Increased fines for selling alcohol to minors are on the cards, after a proposal tabled by MPs Charalambos Theopemptou and Michalis Georgallas was discussed by the House interior committee on Monday.

A proposal to raise the age limit for those eligible to purchase alcoholic beverages from 17 to 18 was also tabled.

The first proposal calls for increased fines of up to €3,400, as well as a prison sentence of up to six months for those who sell alcohol to minors.

Both law proposals are expected to be put before the plenary for a vote, Theopemptou said after the committee.

“There is a big problem regarding the sale of alcohol to minors at the moment,” he said.

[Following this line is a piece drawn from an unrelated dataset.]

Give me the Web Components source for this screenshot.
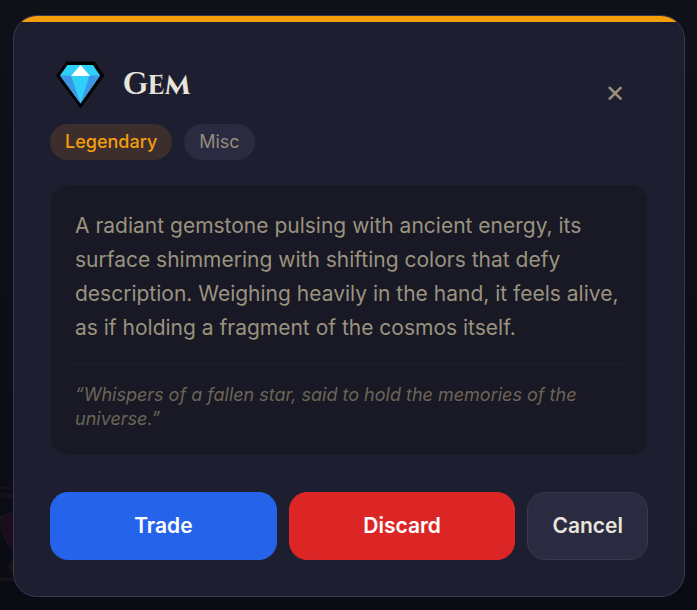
<!DOCTYPE html>
<html lang="en">
<head>
<meta charset="utf-8">
<meta name="viewport" content="width=device-width, initial-scale=1">
<title>Gem</title>
<style>
html, body { height: 100%; }
body { margin: 0; background: #0d0d15; font-family: Inter, "Liberation Sans", sans-serif; }
</style>
</head>
<body>
<item-scene>
  <item-dialog label="Gem">
    <gem-icon slot="icon"></gem-icon>
    <span slot="title">Gem</span>
    <item-tag slot="tags" tone="legendary">Legendary</item-tag>
    <item-tag slot="tags">Misc</item-tag>
    <item-lore>
      A radiant gemstone pulsing with ancient energy, its surface shimmering with shifting colors that defy description. Weighing heavily in the hand, it feels alive, as if holding a fragment of the cosmos itself.
      <span slot="quote">“Whispers of a fallen star, said to hold the memories of the universe.”</span>
    </item-lore>
    <item-action slot="actions" tone="trade">Trade</item-action>
    <item-action slot="actions" tone="discard">Discard</item-action>
    <item-action slot="actions">Cancel</item-action>
  </item-dialog>
</item-scene>
<script>
const define = (name, html, setup) => {
  const template = document.createElement("template");
  template.innerHTML = html;
  customElements.define(name, class extends HTMLElement {
    constructor() {
      super();
      this.attachShadow({ mode: "open" }).append(template.content.cloneNode(true));
    }
    connectedCallback() { if (setup) setup(this); }
  });
};

define("item-scene", `
<style>
:host { display: block; position: relative; box-sizing: border-box; min-height: 100%; padding: 15px 12px 12px 13px;
  background: linear-gradient(#101018, #0d0d17 60%, #0b0b14); }
.backdrop { position: absolute; left: 0; bottom: 0; width: 60px; height: 140px; }
</style>
<svg class="backdrop" viewBox="0 0 60 140" aria-hidden="true">
  <path d="M0 17H60V19H0Z M0 23H60V28H0Z" fill="#15111a"/>
  <path d="M0 108H60V111H0Z" fill="#171216"/>
  <path d="M18 40Q10 43 1 47Q0 66 14 80L40 60Z" fill="#1d0c19" stroke="#15151f" stroke-width="2"/>
  <circle cx="16" cy="97" r="7" fill="#1b1214"/>
</svg>
<slot></slot>`);

define("item-dialog", `
<style>
:host { display: block; position: relative; box-sizing: border-box; border: 1px solid #3a3850; border-radius: 24px;
  background: #1e1e31; overflow: hidden; }
.bar { height: 6px; background: #f59e0b; }
.content { padding: 36px; }
header { display: flex; align-items: center; gap: 13px; height: 54px; }
h1 { margin: 0; flex: 1; font: bold 30px/42px Cinzel, "Liberation Serif", serif; color: #e8e4dc; }
button { align-self: flex-end; width: 66px; height: 36px; padding: 0; border: 0; background: none; color: #9a917c;
  font: 500 24px/36px Inter, "Liberation Sans", sans-serif; cursor: pointer; }
.tags { display: flex; flex-wrap: wrap; gap: 12px; margin: 12px 0 24px; }
.actions { display: flex; gap: 12px; margin-top: 36px; }
</style>
<div class="bar"></div>
<div class="content">
  <header><slot name="icon"></slot><h1><slot name="title"></slot></h1><button type="button" aria-label="Close">✕</button></header>
  <div class="tags"><slot name="tags"></slot></div>
  <slot></slot>
  <div class="actions"><slot name="actions"></slot></div>
</div>`, el => {
  el.setAttribute("role", "dialog");
  el.setAttribute("aria-label", el.getAttribute("label"));
});

define("gem-icon", `
<style>
:host { display: block; width: 60px; height: 54px; }
svg { display: block; width: 60px; height: 54px; }
</style>
<svg viewBox="0 0 60 54" aria-hidden="true">
  <path d="M16.5 3.5H44.5L54.5 17.5L30.5 50.5L6 17.5Z"/>
  <path d="M17.5 7H43L50 17.5L30.5 45.5L10 17.5Z" fill="#2ed0fa"/>
  <path d="M10 17.5H21L30.5 45.5Z M50 17.5H39.5L30.5 45.5Z" fill="#3d96e3"/>
  <path d="M30.5 7L40 18H21Z" fill="#fff"/>
</svg>`);

define("item-tag", `
<style>
:host { display: block; padding: 6px 15px; border-radius: 18px; background: #2a2a40; color: #938d7d; font-size: 18px; line-height: 24px; }
:host([tone="legendary"]) { background: #3b2e2d; color: #f59e0b; font-weight: 500; }
</style>
<slot></slot>`);

define("item-lore", `
<style>
:host { display: block; padding: 24px; border: 1px solid #1e1e2f; border-radius: 18px; background: #191825; }
p { margin: 0; }
.text { color: #9a937f; font-size: 21px; line-height: 34px; }
.quote { margin-top: 19px; padding-top: 18px; border-top: 1px solid #20202f; color: #6b6557; font-size: 18px; line-height: 24px; font-style: italic; }
</style>
<p class="text"><slot></slot></p>
<p class="quote"><slot name="quote"></slot></p>`);

define("item-action", `
<style>
:host { display: block; }
:host([tone]) { flex: 1; }
button { width: 100%; height: 68px; padding: 0 24px; border: 1px solid #3a3850; border-radius: 18px; background: #2a2a40; color: #e8e4dc;
  font: 600 21px/30px Inter, "Liberation Sans", sans-serif; cursor: pointer; }
:host([tone]) button { color: #fff; }
:host([tone="trade"]) button { background: #2563eb; border-color: #2563eb; }
:host([tone="discard"]) button { background: #dc2626; border-color: #dc2626; }
</style>
<button type="button"><slot></slot></button>`);
</script>
</body>
</html>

“We are urging the government to make changes in the law and implement them to be effective as soon as possible.”

“The intention is to reduce the problem of underage alcoholism,” said Georgallas

“There is a big problem regarding the amount of underage students that have easy access to alcohol. It needs to be addressed immediately.

Georgallas acknowledged the proposals would not solve the problem completely but said he was encouraged that at least the government was willing to listen to MPs’ concerns.

“In that regard, the interior ministry has already assured at today’s session that a comprehensive bill to change the law on the sale of alcoholic beverages to minors would go a long way to take care of the issue.”

Disy MP George Karoullas said the government should come up with measures to protect young people from alcohol addiction, adding that he would be in favour of raising the age limit for those eligible to purchase alcoholic beverages from 17 to 18.

“We also urge nightclubs to enforce the law once implemented by requiring young people to show their ID when purchasing alcoholic beverages,” he said.

But Akel MP George Georgiou criticised interior ministry for failing to address the issue, adding that “the government so far hasn’t thought of submitting any comprehensive legislation on the matter”.
“What we are trying to do is send a message to the ministry and the government that they must finally assume their responsibilities,” he said.